Co-Mingling Funds

Clients sometimes combine their and their parents' assets as a matter of convenience—to make it easier to pay the parents' bills, for example, or to monitor how they're spending.

But such a move could have serious consequences, advisors say.

Chief among these concerns is that it could make the elderly parents ineligible for Medicaid and other forms of public aid because the caregivers assets could be looked upon as a gift, advisors say.

“When that happens, an adult child can be viewed as responsible for the parent’s credit cards, loans or mortgages and could make the parent ineligible for Medicaid,” Ballin said.

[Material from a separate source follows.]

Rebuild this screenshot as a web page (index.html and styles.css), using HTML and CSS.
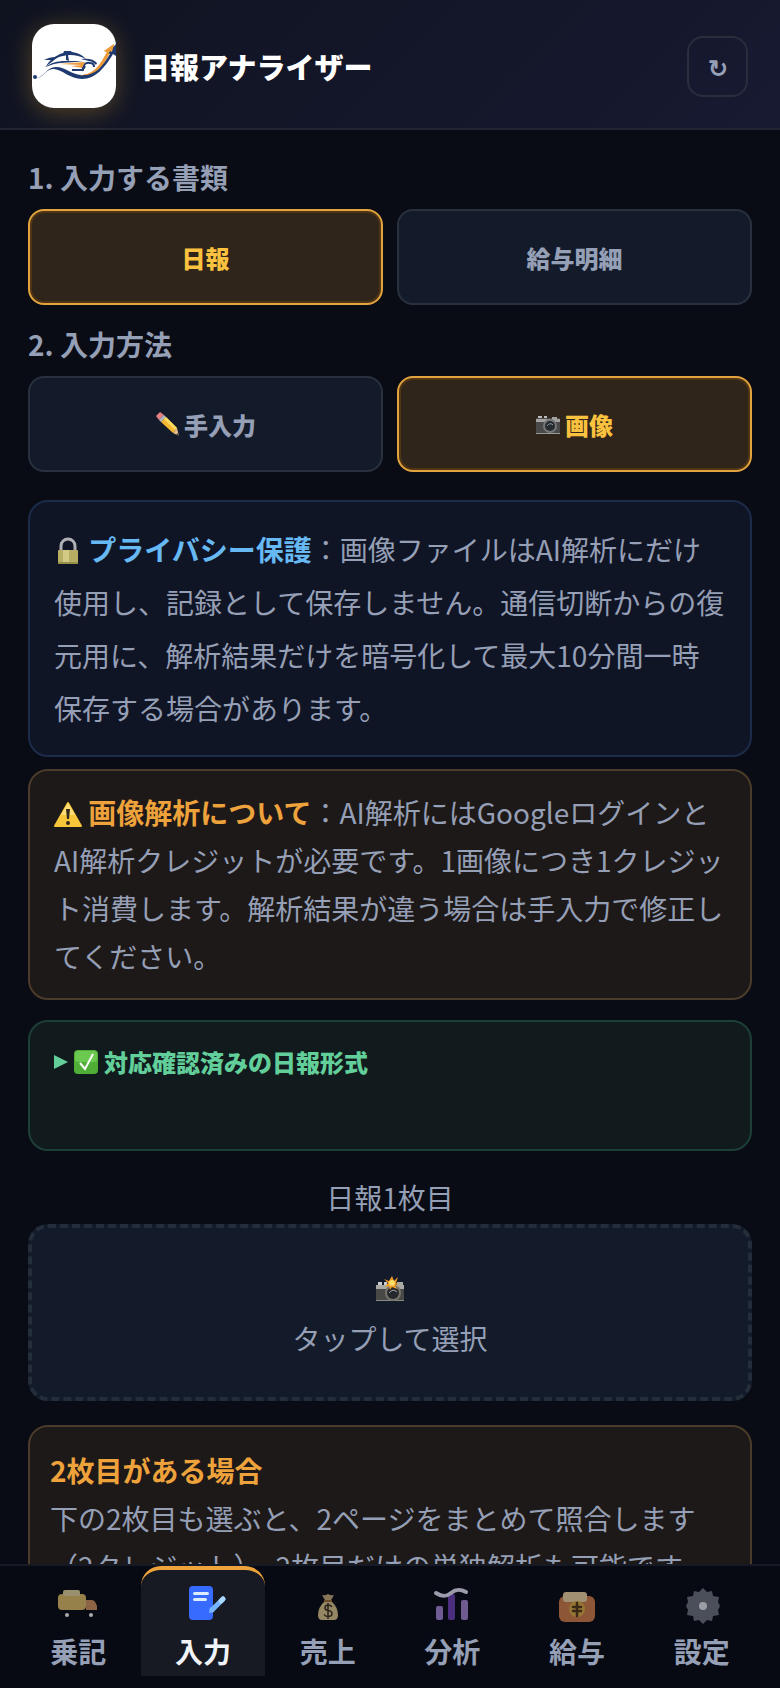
FILE: index.html
```html
<!DOCTYPE html>
<html lang="ja">
<head>
    <meta charset="UTF-8">
    <meta name="viewport" content="width=device-width, initial-scale=1.0">
    <title>日報アナライザー</title>
    <link rel="stylesheet" href="styles.css">
</head>
<body>
    <header class="header">
        <svg class="logo" viewBox="0 0 84 84" aria-hidden="true">
            <rect width="84" height="84" fill="#fff"/>
            <g fill="#1e3a70">
                <path d="M14 42c4-6 8-9 14-12 9-4 20-2 26 5-8-4-16-5-23-3-7 1-9 5-17 10z"/>
                <path d="M12 36c4-2 7-3 12-3l-4 3c-3 0-5 0-8 0zM13 43c6-4 12-6 20-6l18 0c-10 2-22 1-29 3-3 1-5 2-9 3z"/>
                <path d="M49 35c7-1 13 0 16 4l-1 2c-3-4-8-4-15-6z"/>
                <path d="M31 30l1-3h7l2 3z"/>
                <path d="M34 31h2l1 6-3-1z"/>
            </g>
            <path d="M51 47c-1-6 3-9 7-8 3 0 4 2 4 4M40 46l10 0c1 0 2-2 3-4" fill="none" stroke="#1e3a70" stroke-width="2"/>
            <path d="M27 40l26-2-3 6-11-2 11-1z" fill="#ee9c3b"/>
            <path d="M48 51c14 0 20-10 27-23l-3-1 10-7-1 10-3-1c-7 14-14 23-25 23-2 0-4 0-5-1z" fill="#ee9c3b"/>
            <path d="M4 54c8 0 10-11 20-11 10 0 15 8 27 8 13 0 19-8 27-21l-2-1 8-9v12l-3-2c-8 13-17 25-31 25-12 0-19-9-28-10-8-1-10 9-18 9z" fill="#1e3a70"/>
            <path d="M48 51c14 0 20-10 27-23l-3-1 10-7-2 8-2-1c-7 14-14 23-25 24-2 0-4 1-5 0z" fill="#ee9c3b"/>
            <circle cx="3" cy="53" r="2" fill="#1e3a70"/>
        </svg>
        <h1>日報アナライザー</h1>
        <button type="button" class="reload-button" aria-label="再読み込み">↻</button>
    </header>

    <main class="content">
        <h2>1. 入力する書類</h2>
        <div class="button-group">
            <button type="button" class="choice active">日報</button>
            <button type="button" class="choice">給与明細</button>
        </div>

        <h2>2. 入力方法</h2>
        <div class="button-group">
            <button type="button" class="choice">
                <svg class="emoji-small" viewBox="0 0 24 24" aria-hidden="true">
                    <path d="M1 4l4-4 4 3-5 5z" fill="#e4807f"/>
                    <path d="M4 8l5-5 2 2-5 5z" fill="#b4bac2"/>
                    <path d="M6 10l5-5 11 11-4 5z" fill="#f5b731"/>
                    <path d="M9 7l2-2 11 11-2 2z" fill="#ffdc62"/>
                    <path d="M22 16l2 8-6-3z" fill="#e3bd8c"/>
                    <path d="M24 24l-3-1 2-2z" fill="#333"/>
                </svg>
                手入力
            </button>
            <button type="button" class="choice active">
                <svg class="emoji-small" viewBox="0 0 24 24" aria-hidden="true">
                    <path d="M2 4h4v3H2zM8 4h3v3H8z" fill="#bcbcbc"/>
                    <rect y="6" width="24" height="16" rx="1" fill="#494949"/>
                    <path d="M0 7h24v3H0zM16 5h5v3h-5z" fill="#a2a2a0"/>
                    <path d="M0 21h24v1H0z" fill="#999"/>
                    <circle cx="14" cy="14" r="7" fill="#777"/>
                    <circle cx="14" cy="14" r="5" fill="#252b30"/>
                    <path d="M11 14q3-4 6-1" fill="none" stroke="#8f999f"/>
                </svg>
                画像
            </button>
        </div>

        <section class="notice privacy">
            <svg class="emoji" viewBox="0 0 28 28" aria-hidden="true">
                <path d="M7 15V9a7 7 0 0 1 14 0v6" fill="none" stroke="#aeb0b4" stroke-width="3"/>
                <rect x="4" y="13" width="20" height="14" rx="1" fill="#b7ad63"/>
                <path d="M9 13h6v14H9z" fill="#d3ca86"/>
                <path d="M4 25h20v2H4z" fill="#94904c"/>
            </svg>
            <strong>プライバシー保護</strong>：画像ファイルはAI解析にだけ使用し、記録として保存しません。通信切断からの復元用に、解析結果だけを暗号化して最大10分間一時保存する場合があります。
        </section>

        <section class="notice warning">
            <svg class="emoji" viewBox="0 0 28 28" aria-hidden="true">
                <path d="M14 3l13 23H1z" fill="#f8c63a" stroke="#f8c63a" stroke-width="2" stroke-linejoin="round"/>
                <path d="M14 3L7 15l14 0z" fill="#ffde75"/>
                <path d="M12 9h4l-1 10h-2z" fill="#32281c"/>
                <circle cx="14" cy="23" r="2" fill="#32281c"/>
            </svg>
            <strong>画像解析について</strong>：AI解析にはGoogleログインとAI解析クレジットが必要です。1画像につき1クレジット消費します。解析結果が違う場合は手入力で修正してください。
        </section>

        <details class="formats">
            <summary>
                <svg class="marker" viewBox="0 0 14 16" aria-hidden="true"><path d="M0 1l14 7-14 7z" fill="#62ce99"/></svg>
                <svg class="emoji-check" viewBox="0 0 24 24" aria-hidden="true">
                    <rect width="24" height="24" rx="4" fill="#4fae36"/>
                    <rect x="1" y="1" width="22" height="11" rx="3" fill="#6cc950"/>
                    <path d="M6 13l5 6 8-15" fill="none" stroke="#fff" stroke-width="2"/>
                </svg>
                対応確認済みの日報形式
            </summary>
        </details>

        <label class="upload-label" for="report-image">日報1枚目</label>
        <label class="upload-box" for="report-image">
            <svg class="camera" viewBox="0 0 28 28" aria-hidden="true">
                <path d="M2 7h4v3H2zM8 7h3v3H8z" fill="#ccc"/>
                <rect y="10" width="28" height="16" rx="1" fill="#484946"/>
                <path d="M0 10h28v4H0zM21 7h6v4h-6z" fill="#a9aaa3"/>
                <path d="M0 25h28v1H0z" fill="#898a87"/>
                <circle cx="17" cy="18" r="8" fill="#77746d"/>
                <circle cx="17" cy="18" r="6" fill="#25292d"/>
                <path d="M13 18q4-5 8-1" fill="none" stroke="#9b9fa2"/>
                <path d="M16 1l2 5 4-4-2 6 3 1-4 1 2 4-5-2-2 3-1-4-4 1 3-4-4-4 5 2z" fill="#f29b23"/>
                <circle cx="16" cy="8" r="3" fill="#ffdc66"/>
            </svg>
            <span>タップして選択</span>
        </label>
        <input type="file" id="report-image" accept="image/*" hidden>

        <section class="notice second-page">
            <strong>2枚目がある場合</strong>
            <p>下の2枚目も選ぶと、2ページをまとめて照合します（2クレジット）。2枚目だけの単独解析も可能です。</p>
        </section>
    </main>

    <nav class="tabs">
        <a href="#ride">
            <svg class="tab-icon" viewBox="0 0 40 40" aria-hidden="true">
                <rect y="10" width="28" height="16" rx="4" fill="#97814b"/>
                <rect x="5" y="6" width="17" height="6" rx="2" fill="#99916e"/>
                <path d="M28 16h6q3 0 5 6v4H28z" fill="#8c6345"/>
                <circle cx="9" cy="31" r="2" fill="#aaa9a8"/>
                <circle cx="33" cy="31" r="2" fill="#aaa9a8"/>
            </svg>
            <span>乗記</span>
        </a>
        <a href="#input" class="active" aria-current="page">
            <svg class="tab-icon" viewBox="0 0 40 40" aria-hidden="true">
                <rect x="6" y="2" width="24" height="34" rx="4" fill="#376bff"/>
                <path d="M11.500 9.500h13M11.500 15.500h11" stroke="#dcedff" stroke-width="3" stroke-linecap="round"/>
                <path d="M29 26L40 15" stroke="#76b6ff" stroke-width="5" stroke-linecap="round"/>
                <path d="M26 29l1-6 5 4z" fill="#76b6ff"/>
                <path d="M38 17l2-2" stroke="#a9d8ff" stroke-width="5" stroke-linecap="round"/>
            </svg>
            <span>入力</span>
        </a>
        <a href="#sales">
            <svg class="tab-icon" viewBox="0 0 40 40" aria-hidden="true">
                <path d="M14 11q3 1 6-1 3 2 6 1l-4 7h-4z" fill="#89765a"/>
                <path d="M17 17h6q7 6 7 14 0 5-4 5H14q-4 0-4-5 0-8 7-14z" fill="#968764"/>
                <path d="M16 17h8" stroke="#6d4c2b" stroke-width="2"/>
                <path d="M24 23q-1-2-4-2-3 0-3 3 0 2 3 2.500 4 .5 4 3 0 3-4 3-3 0-4-2M20 19v16" fill="none" stroke="#29231d" stroke-width="1.500"/>
            </svg>
            <span>売上</span>
        </a>
        <a href="#analysis">
            <svg class="tab-icon" viewBox="0 0 40 40" aria-hidden="true">
                <rect x="4" y="22" width="7" height="14" rx="2" fill="#6f5c95"/>
                <rect x="16" y="10" width="7" height="26" rx="2" fill="#4b2f7e"/>
                <rect x="29" y="16" width="7" height="20" rx="2" fill="#705b91"/>
                <path d="M4 9c6 4 10 4 15 0 5-4 9-4 15-1" fill="none" stroke="#9b9bab" stroke-width="4" stroke-linecap="round"/>
            </svg>
            <span>分析</span>
        </a>
        <a href="#salary">
            <svg class="tab-icon" viewBox="0 0 40 40" aria-hidden="true">
                <rect x="2" y="12" width="36" height="26" rx="6" fill="#8d5637"/>
                <rect x="6" y="8" width="24" height="10" rx="3" fill="#a19072"/>
                <circle cx="20" cy="25" r="8" fill="#967535"/>
                <path d="M20 19v13M16 23h8M16 27h8" stroke="#3b2918" stroke-width="2.500" stroke-linecap="round"/>
            </svg>
            <span>給与</span>
        </a>
        <a href="#settings">
            <svg class="tab-icon" viewBox="0 0 40 40" aria-hidden="true">
                <path d="M21 4l4 4 5-1 1 5 6 1-1 5 2 4-2 4 1 5-6 1-1 5-5-1-4 4-4-4-5 1-1-5-6-1 1-5-2-4 2-4-1-5 6-1 1-5 5 1z" fill="#4b4f59"/>
                <circle cx="21" cy="22" r="4" fill="#9b9ea4"/>
            </svg>
            <span>設定</span>
        </a>
    </nav>
</body>
</html>
```

FILE: styles.css
```css
* {
    box-sizing: border-box;
}

body {
    font-family: "Noto Sans CJK JP", sans-serif;
    font-size: 28px;
    line-height: 40px;
    color: #959fb5;
    background-color: #090c14;
    margin: 0;
    height: 100vh;
    display: flex;
    flex-direction: column;
}

h1, h2, p {
    margin: 0;
}

button {
    font-family: inherit;
    color: inherit;
    cursor: pointer;
}

.header {
    display: flex;
    align-items: center;
    gap: 25px;
    padding: 24px 32px 20px;
    background: linear-gradient(135deg, #0f1320, #171a31);
    border-bottom: 2px solid #232533;
    flex-shrink: 0;
}

.logo {
    width: 84px;
    height: 84px;
    border-radius: 22px;
    box-shadow: 0 4px 24px rgba(245, 180, 50, 0.3);
}

.header h1 {
    flex: 1;
    font-size: 29px;
    font-weight: 900;
    color: #fff;
}

.reload-button {
    width: 61px;
    height: 61px;
    padding: 0;
    background: none;
    border: 2px solid #2a2d3c;
    border-radius: 16px;
    font-size: 24px;
    font-weight: 700;
}

.content {
    flex: 1;
    min-height: 0;
    overflow-y: auto;
    scrollbar-width: none;
    padding: 27px 28px 24px;
}

.content h2 {
    font-size: 28px;
    font-weight: 700;
    margin-bottom: 12px;
}

.button-group {
    display: grid;
    grid-template-columns: 1fr 1fr;
    gap: 14px;
    margin-bottom: 19px;
}

.choice {
    display: flex;
    align-items: center;
    justify-content: center;
    gap: 5px;
    height: 96px;
    background-color: #131b2b;
    border: 2px solid #2a313e;
    border-radius: 16px;
    font-size: 24px;
    font-weight: 900;
}

.choice.active {
    background-color: #30251b;
    border-color: #e3a43d;
    box-shadow: inset 0 0 0 2px #503515;
    color: #fac23e;
}

.emoji-small, .emoji-check {
    width: 24px;
    height: 24px;
}

.notice {
    border: 2px solid #4b3b2a;
    border-radius: 20px;
    background-color: #1d1919;
    line-height: 48px;
}

.notice strong {
    color: #eda23b;
}

.emoji {
    width: 28px;
    height: 28px;
    vertical-align: -4px;
}

.privacy {
    margin-top: 28px;
    padding: 21px 24px 20px;
    line-height: 53px;
    background-color: #101526;
    border-color: #1c2b49;
}

.privacy strong {
    color: #66b9f3;
}

.warning {
    margin-top: 12px;
    padding: 17px 24px 18px;
}

.formats {
    margin-top: 20px;
    min-height: 131px;
    padding: 20px 24px;
    background-color: #111a1d;
    border: 2px solid #1e3f38;
    border-radius: 20px;
}

.formats summary {
    display: flex;
    align-items: center;
    gap: 6px;
    font-size: 24px;
    font-weight: 900;
    color: #62ce99;
    cursor: pointer;
}

.marker {
    width: 14px;
    height: 16px;
}

.upload-label {
    display: block;
    margin: 26px 0 7px;
    text-align: center;
}

.upload-box {
    display: flex;
    flex-direction: column;
    align-items: center;
    gap: 15px;
    padding: 47px 20px 39px;
    background-color: #131b2b;
    border: 4px dashed #242d3a;
    border-radius: 20px;
    cursor: pointer;
}

.camera {
    width: 28px;
    height: 28px;
}

.second-page {
    margin-top: 24px;
    padding: 19px 20px;
}

.tabs {
    display: flex;
    flex-shrink: 0;
    padding: 0 16px 12px;
    background-color: #070a13;
    border-top: 2px solid #151a25;
}

.tabs a {
    flex: 1;
    height: 110px;
    display: flex;
    flex-direction: column;
    align-items: center;
    gap: 7px;
    padding-top: 14px;
    border-top: 4px solid transparent;
    color: inherit;
    font-weight: 700;
    text-decoration: none;
}

.tabs a.active {
    background-color: #171a22;
    border-top-color: #eda23b;
    border-radius: 20px 20px 0 0;
    color: #f1f3f8;
}

.tab-icon {
    width: 40px;
    height: 40px;
    overflow: visible;
}
```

A means-based government program, Medicaid covers doctor visits, hospital expenses and long-term care costs—both in a nursing home and at home—which can cost upwards of $45,000 per year for assisted living residency and $49,200 a year to employ a home health-care aide, according to Genworth. “If a parent cannot qualify for Medicaid, your pre-retiree or retired client may be the one paying for the long-term care of the parent, which can prevent them for saving or cause them to dip into their retirement savings,” Chancey said.

Any gifts or transfers of assets made within five years of the date of application for Medicaid are subject to penalties.

“Putting yourself on your parent’s title for homes, investment or savings accounts can be viewed as a completed gift causing not only estate tax implications for the parents, but also for the child if they are assigned to distribute the parent’s assets among other siblings at the parent’s death, which can activate sibling rivalry or animosity” said Ballin.